The ability to push ourselves off the ground, pull ourselves up, squat, and propel ourselves forward forms the foundation of our physical capabilities. Our capacity—or lack thereof—in these simple bodyweight movements (and cardiovascular fitness) often determines our quality of life as we age. It’s no coincidence that deficiencies in these areas are among the leading reasons people transition to assisted living facilities later in life. Therefore, prioritizing push-ups, pull-ups, air squats, running, and walking is essential for longevity and a high quality of life.

As we gear up for our annual Murph Event in May, our programming will shift to focus on honing these fundamental movements while ensuring technical proficiency and movement capacity. Our goal is to prepare ourselves to tackle Murph safely, with ample training to complete the event while also allowing for proper recovery afterward.

This presents a prime opportunity for all of us to revisit the basics, strengthening our foundation in these fundamental human patterns. Doing so not only prepares us for Murph but also lays the groundwork for pressing, squatting, and lifting heavier weights with stability and confidence. This foundation is key to our overall success and will significantly impact our strength and cardiovascular fitness.

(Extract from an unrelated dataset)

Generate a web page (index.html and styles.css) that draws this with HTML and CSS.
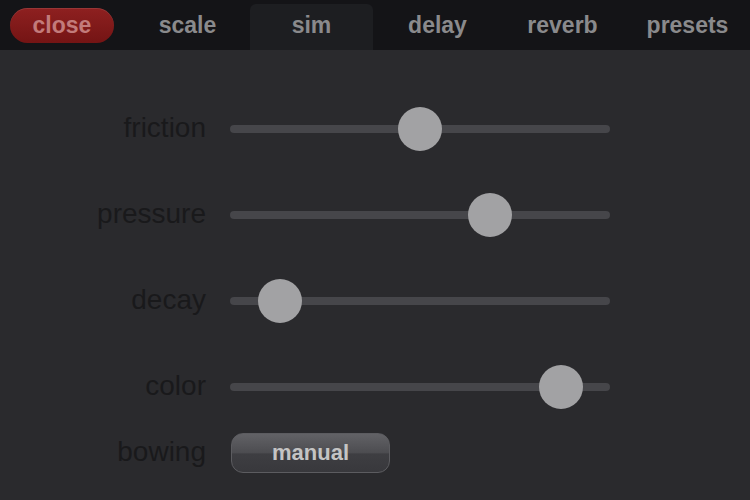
FILE: index.html
```html
<!DOCTYPE html>
<html lang="en">
<head>
  <meta charset="UTF-8">
  <title>sim</title>
  <link rel="stylesheet" href="styles.css">
</head>
<body>
  <nav class="tabbar">
    <div class="tab"><button class="close-btn">close</button></div>
    <div class="tab">scale</div>
    <div class="tab active">sim</div>
    <div class="tab">delay</div>
    <div class="tab">reverb</div>
    <div class="tab">presets</div>
  </nav>

  <main class="panel">
    <div class="row">
      <span class="label">friction</span>
      <div class="track"><span class="knob" style="left: 50%"></span></div>
    </div>
    <div class="row">
      <span class="label">pressure</span>
      <div class="track"><span class="knob" style="left: 68.4%"></span></div>
    </div>
    <div class="row">
      <span class="label">decay</span>
      <div class="track"><span class="knob" style="left: 13.2%"></span></div>
    </div>
    <div class="row">
      <span class="label">color</span>
      <div class="track"><span class="knob" style="left: 87.1%"></span></div>
    </div>
    <div class="row short">
      <span class="label">bowing</span>
      <div><button class="toggle">manual</button></div>
    </div>
  </main>
</body>
</html>
```

FILE: styles.css
```css
html, body {
  margin: 0;
  padding: 0;
  height: 100%;
}

body {
  font-family: "Liberation Sans", Arial, sans-serif;
  background-color: #2a2a2d;
  overflow: hidden;
}

/* top tab bar */
.tabbar {
  display: flex;
  height: 50px;
  background-color: #141417;
}

.tab {
  width: 125px;
  display: flex;
  align-items: center;
  justify-content: center;
  font-size: 23px;
  font-weight: bold;
  color: #8a8a8c;
}

.tab:first-child {
  justify-content: flex-start;
}

.tab.active {
  margin: 4px 2px 0 0;
  width: 123px;
  border-radius: 6px 6px 0 0;
  background-color: #1d1e21;
  padding-bottom: 4px;
  box-sizing: border-box;
}

.close-btn {
  margin-left: 10px;
  width: 104px;
  height: 35px;
  border: none;
  border-radius: 18px;
  background: linear-gradient(#8e2020, #741414);
  box-shadow: inset 0 1px 0 rgba(255, 255, 255, 0.1);
  color: #c27b7b;
  font-family: inherit;
  font-size: 23px;
  font-weight: bold;
  padding: 0;
}

/* slider rows */
.panel {
  padding-top: 36px;
}

.row {
  display: grid;
  grid-template-columns: 206px 380px;
  column-gap: 24px;
  align-items: center;
  height: 86px;
}

.row.short {
  height: 46px;
}

.label {
  text-align: right;
  font-size: 28px;
  color: #19191b;
  margin-bottom: 3px;
}

.track {
  position: relative;
  height: 8px;
  border-radius: 4px;
  background-color: #46464a;
}

.knob {
  position: absolute;
  top: 50%;
  width: 44px;
  height: 44px;
  margin: -22px 0 0 -22px;
  border-radius: 50%;
  background-color: #a2a2a4;
}

.toggle {
  margin-left: 1px;
  width: 159px;
  height: 40px;
  border: 1px solid #5c5c60;
  border-radius: 12px;
  background: linear-gradient(#626266 0%, #4c4c50 50%, #3e3e42 52%, #38383c 100%);
  color: #c4c4c4;
  font-family: inherit;
  font-size: 22px;
  font-weight: bold;
  padding: 0;
}
```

Over the next seven weeks, we’ll gradually increase the volume of these movements, aiming to optimize our performance on Murph while simultaneously enhancing our overall fitness levels. By returning to the basics and committing to foundational movements, we set ourselves up for long-term success in our fitness journey.

Yours In Fitness,

Thomas M. Rini, MEd.

CSCS | CFL3 | Fitness Specialist | Biomechanics Specialist | USAWL1 

“Take care of your body. It’s the only place you have to live.”